I stepped back into the world feeling the mansion had become a gilded cage, and on the drive home my siblings called for money—as usual. What a sad life, I thought, and kept my head down as the driveway swallowed the car.

I went straight to the pantry, offloading butter, flour, chocolate chips, milk, bananas, and blueberries. I needed to bake muffins for Mrs. Wellington. If anyone could persuade Matthew to let me function as chair of the MWC Annual Ball, it was her. She was the only one he listened to, and she cared only for good publicity for the Wellington name. Gifts helped grease her sense of loyalty, after all.

As I scooped batter into pans, the oven filling with sweet promise, my phone buzzed with a text from an unknown number:

“Your package is ready for pickup.”

“Thank you. I’ll come shortly,” I replied.

I instructed Anna to keep watch on the oven and handed the week’s menu to the chef. Then I left.

*****************

The retrieval at the Apple Office was smooth. Carlos had done all the necessary tweaks and arrangements; all I had to do was present the code. A friendly attendant handed over a box of gadgets, smiling as if nothing about this exchange carried consequence.

Later, I met Alfred. It was his birthday, and I’d asked him to come by. He drove in at almost the exact time. Just a few minutes later. At first he looked uneasy, stiff in the dining chair, until I assured him his boss was aware. Then his shoulders eased, and gratitude filled his face.

“I’m truly grateful, Miss Wellington. I didn’t see this coming.”

“You deserve it,” I said, sliding the box toward him. “Go on, unbox it. Matthew asked for a video.”

Anna handed him scissors. He sliced the tape, revealing the Apple Watch and stylus pen, both customized in powder blue with his name engraved.

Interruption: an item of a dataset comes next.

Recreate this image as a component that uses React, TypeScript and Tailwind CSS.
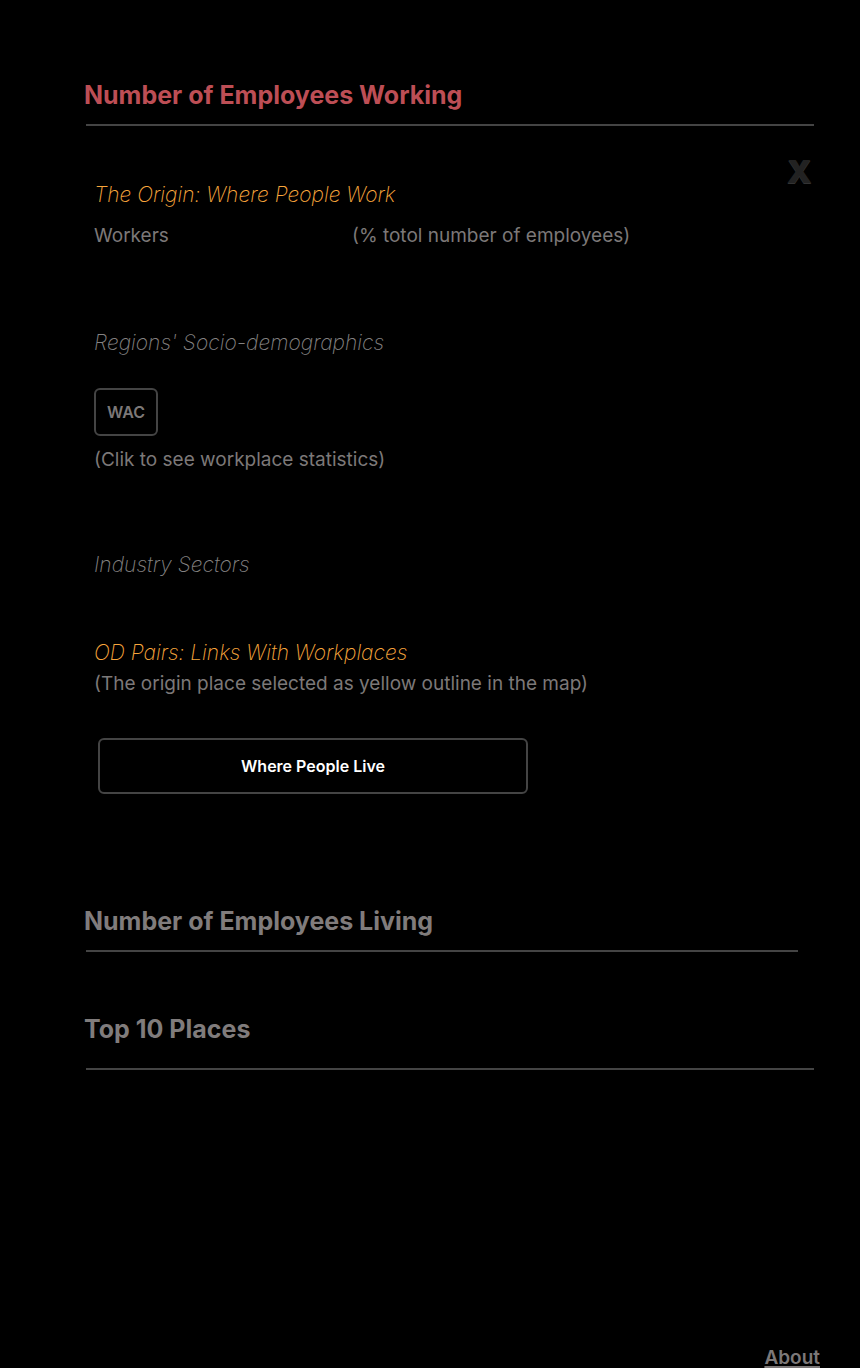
import type { ReactNode } from "react";

function SectionHeading({ children, active = false }: { children: ReactNode; active?: boolean }) {
  return (
    <h2 className={`text-[25px] leading-8 font-bold ${active ? "text-[#bd4e55]" : "text-[#807c7c]"}`}>
      {children}
    </h2>
  );
}

function Subheading({ children, accent = false }: { children: ReactNode; accent?: boolean }) {
  return (
    <h3 className={`text-[21px] leading-[34px] font-extralight italic ${accent ? "text-[#f8a63c]" : "text-[#848282]"}`}>
      {children}
    </h3>
  );
}

export default function App() {
  return (
    <div className="flex min-h-screen flex-col bg-black pt-[79px] pr-10 pl-[84px] font-['Inter',sans-serif] text-[19px] leading-7 text-[#7c7878]">
      <main className="grow">
        <section>
          <SectionHeading active>Number of Employees Working</SectionHeading>
          <hr className="mt-[13px] mr-1.5 ml-0.5 border-t-2 border-[#444]" />

          <div className="mt-8 flex items-start justify-between pr-2 pl-[10px]">
            <div className="min-w-0 grow pt-5">
              <Subheading accent>The Origin: Where People Work</Subheading>
              <div className="mt-[10px] flex flex-wrap">
                <span className="w-[258px]">Workers</span>
                <span>(% totol number of employees)</span>
              </div>
            </div>
            <button
              type="button"
              aria-label="Close"
              className="text-[32px] leading-7 font-black text-[#222] [text-shadow:0_1px_0_#333]"
            >
              X
            </button>
          </div>

          <div className="mt-19 pl-[10px]">
            <Subheading>Regions' Socio-demographics</Subheading>
            <button
              type="button"
              className="mt-7 block h-12 w-16 rounded-md border-2 border-[#444] text-base font-semibold"
            >
              WAC
            </button>
            <p className="mt-[10px]">(Clik to see workplace statistics)</p>
          </div>

          <div className="mt-[74px] pl-[10px]">
            <Subheading>Industry Sectors</Subheading>
          </div>

          <div className="mt-[54px] pl-[10px]">
            <Subheading accent>OD Pairs: Links With Workplaces</Subheading>
            <p>(The origin place selected as yellow outline in the map)</p>
            <button
              type="button"
              className="mt-10 ml-1 block h-14 w-full max-w-[430px] rounded-md border-2 border-[#444] text-base font-semibold text-white"
            >
              Where People Live
            </button>
          </div>
        </section>

        <section className="mt-[111px]">
          <SectionHeading>Number of Employees Living</SectionHeading>
          <hr className="mt-[13px] mr-[22px] ml-0.5 border-t-2 border-[#444]" />
        </section>

        <section className="mt-[61px]">
          <SectionHeading>Top 10 Places</SectionHeading>
          <hr className="mt-[23px] mr-1.5 ml-0.5 border-t-2 border-[#444]" />
        </section>
      </main>

      <footer className="flex justify-end leading-5">
        <a href="#about" className="font-semibold underline decoration-2 underline-offset-2">
          About
        </a>
      </footer>
    </div>
  );
}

“This is incredible. Apple doesn’t even make them in this color. How did you—”

“It was a special order,” I said smoothly. “Our way of showing appreciation.”

He smiled, touched.

But inside, my mind was cold steel. If only he knew the watch wasn’t just a gift. It was a leash. A leash I had set myself.

We raised a toast, his eyes still shining with gratitude. Mine hid something else entirely.

As the glasses clinked, I rose with my champagne flute to turn toward the chandelier; my movement grazed his shoulder, and the red wine tipped, staining the cuff of his coffee-colored jacket.

“I’m so sorry.” I apologized.

“It’s fine, Ma. I’ll go clean this up in the guest bathroom.” he hurried off in the direction of the west wing, clutching his phone and tapping his airpods to receive the incoming

“Oh, shit. I’ll be on my way,” Alfred muttered before hurrying off.

The moment he disappeared, I slipped into the small waiting area—empty, blind to cameras. My silk blouse lifted just enough for me to reach into my cream lace bra and draw out the tracker. My fingers steadied as I flicked it on.

Crossing to the stand where he’d left his briefcase, I slid the device into the hidden fold of fabric, letting my hand fall away as if nothing had happened.

The cameras? Already handled. One pulled plug, no trace.

I typed quickly to Carlos: Plan activated.

Then I bade Alfred farewell with a flawless smile—the kind that concealed everything.

And as I walked away, the victory curled in me like a secret flame. For the first time in years, the game was mine.